• [Required task] Only lines holding the string "like" are wanted; copy each one from the material.

• [Recorded information]
START

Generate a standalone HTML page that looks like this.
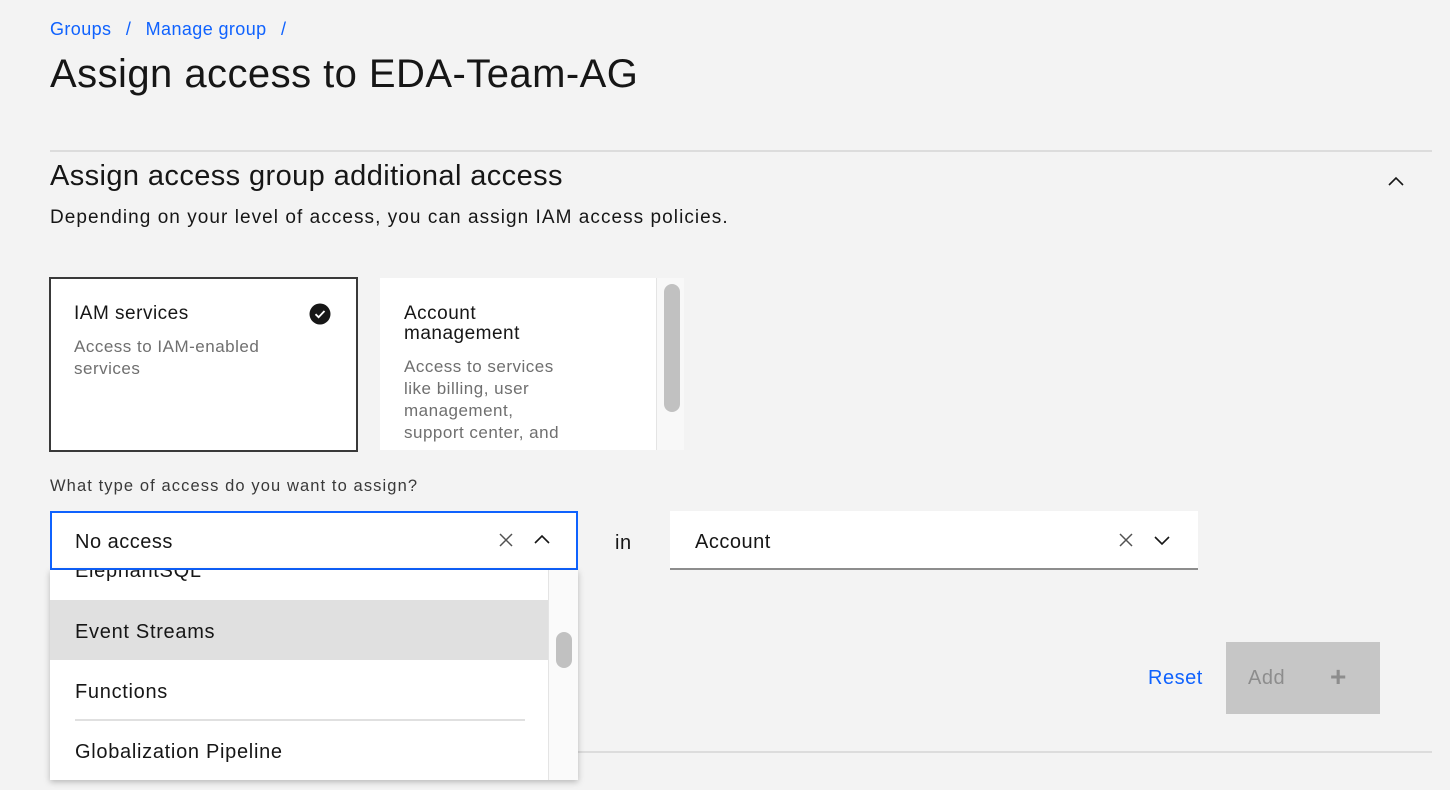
<!DOCTYPE html>
<html><head><meta charset="utf-8"><style>
*{margin:0;padding:0;box-sizing:border-box}
body{width:1450px;height:790px;background:#f3f3f3;font-family:"Liberation Sans",sans-serif;color:#161616;position:relative;overflow:hidden;letter-spacing:0.5px}
.a{position:absolute;white-space:nowrap}
</style></head><body>
<div class="a" style="left:50px;top:19px;font-size:18px;color:#0f62fe;letter-spacing:0.4px">Groups <span style="margin:0 9px">/</span> Manage group <span style="margin-left:9px">/</span></div>
<div class="a" style="left:50px;top:52px;font-size:40px;color:#161616;letter-spacing:0.45px">Assign access to EDA-Team-AG</div>
<div class="a" style="left:50px;top:150px;width:1382px;height:2px;background:#dcdcdc"></div>
<div class="a" style="left:50px;top:160px;font-size:29px;font-weight:300;color:#161616;letter-spacing:0.4px">Assign access group additional access</div>
<svg class="a" style="left:1387px;top:174px" width="18" height="14" viewBox="0 0 18 14"><path d="M2 11 L9 4 L16 11" fill="none" stroke="#161616" stroke-width="1.6"/></svg>
<div class="a" style="left:50px;top:207px;font-size:19px;letter-spacing:1.05px">Depending on your level of access, you can assign IAM access policies.</div>

<div class="a" style="left:49px;top:277px;width:309px;height:175px;background:#fff;border:2px solid #393939"></div>
<div class="a" style="left:74px;top:303px;font-size:19px">IAM services</div>
<div class="a" style="left:74px;top:336px;font-size:17px;color:#6f6f6f;line-height:22px">Access to IAM-enabled<br>services</div>
<svg class="a" style="left:309px;top:303px" width="22" height="22" viewBox="0 0 22 22"><circle cx="11" cy="11" r="10.5" fill="#161616"/><path d="M6.5 11.2 L9.6 14.2 L15.5 8" fill="none" stroke="#fff" stroke-width="1.8"/></svg>

<div class="a" style="left:380px;top:278px;width:276px;height:172px;background:#fff"></div>
<div class="a" style="left:404px;top:304px;font-size:19px;line-height:20px">Account<br>management</div>
<div class="a" style="left:404px;top:356px;font-size:17px;color:#6f6f6f;line-height:22px">Access to services<br>like billing, user<br>management,<br>support center, and</div>
<div class="a" style="left:656px;top:278px;width:28px;height:172px;background:#f8f8f8;border-left:1px solid #e4e4e4"></div>
<div class="a" style="left:664px;top:284px;width:16px;height:128px;background:#c1c1c1;border-radius:8px"></div>

<div class="a" style="left:50px;top:477px;font-size:16.5px;color:#393939;letter-spacing:1.1px">What type of access do you want to assign?</div>
<div class="a" style="left:50px;top:511px;width:528px;height:59px;background:#fff;border:2px solid #0f62fe"></div>
<div class="a" style="left:75px;top:531px;font-size:20px">No access</div>
<svg class="a" style="left:498px;top:532px" width="16" height="16" viewBox="0 0 16 16"><path d="M2 2L14 14M14 2L2 14" stroke="#525252" stroke-width="1.5"/></svg>
<svg class="a" style="left:533px;top:533px" width="18" height="14" viewBox="0 0 18 14"><path d="M2 10 L9 3 L16 10" fill="none" stroke="#161616" stroke-width="1.6"/></svg>
<div class="a" style="left:615px;top:532px;font-size:20px">in</div>
<div class="a" style="left:670px;top:511px;width:528px;height:59px;background:#fff;border-bottom:2px solid #8d8d8d"></div>
<div class="a" style="left:695px;top:531px;font-size:20px">Account</div>
<svg class="a" style="left:1118px;top:532px" width="16" height="16" viewBox="0 0 16 16"><path d="M2 2L14 14M14 2L2 14" stroke="#525252" stroke-width="1.5"/></svg>
<svg class="a" style="left:1153px;top:533px" width="18" height="14" viewBox="0 0 18 14"><path d="M2 4 L9 11 L16 4" fill="none" stroke="#161616" stroke-width="1.6"/></svg>

<div class="a" style="left:50px;top:751px;width:1382px;height:2px;background:#dcdcdc"></div>
<div class="a" style="left:1148px;top:667px;font-size:20px;color:#0f62fe">Reset</div>
<div class="a" style="left:1226px;top:642px;width:154px;height:72px;background:#c6c6c6"></div>
<div class="a" style="left:1248px;top:667px;font-size:20px;color:#8d8d8d">Add</div>
<div class="a" style="left:1330px;top:661px;font-size:28px;font-weight:bold;color:#8d8d8d">+</div>

<div class="a" style="left:50px;top:570px;width:528px;height:210px;background:#fff;box-shadow:0 2px 6px rgba(0,0,0,.25);overflow:hidden;letter-spacing:0.7px">
 <div class="a" style="left:25px;top:-10px;font-size:20px">ElephantSQL</div>
 <div class="a" style="left:0;top:30px;width:498px;height:60px;background:#e0e0e0"></div>
 <div class="a" style="left:25px;top:51px;font-size:20px">Event Streams</div>
 <div class="a" style="left:25px;top:111px;font-size:20px">Functions</div>
 <div class="a" style="left:25px;top:149px;width:450px;height:2px;background:#e0e0e0"></div>
 <div class="a" style="left:25px;top:171px;font-size:20px">Globalization Pipeline</div>
 <div class="a" style="left:498px;top:0;width:30px;height:210px;background:#fafafa;border-left:1px solid #e4e4e4"></div>
 <div class="a" style="left:506px;top:62px;width:16px;height:36px;background:#c1c1c1;border-radius:8px"></div>
</div>
</body></html>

END

• [Expected answer]
Generate a standalone HTML page that looks like this.
<div class="a" style="left:404px;top:356px;font-size:17px;color:#6f6f6f;line-height:22px">Access to services<br>like billing, user<br>management,<br>support center, and</div>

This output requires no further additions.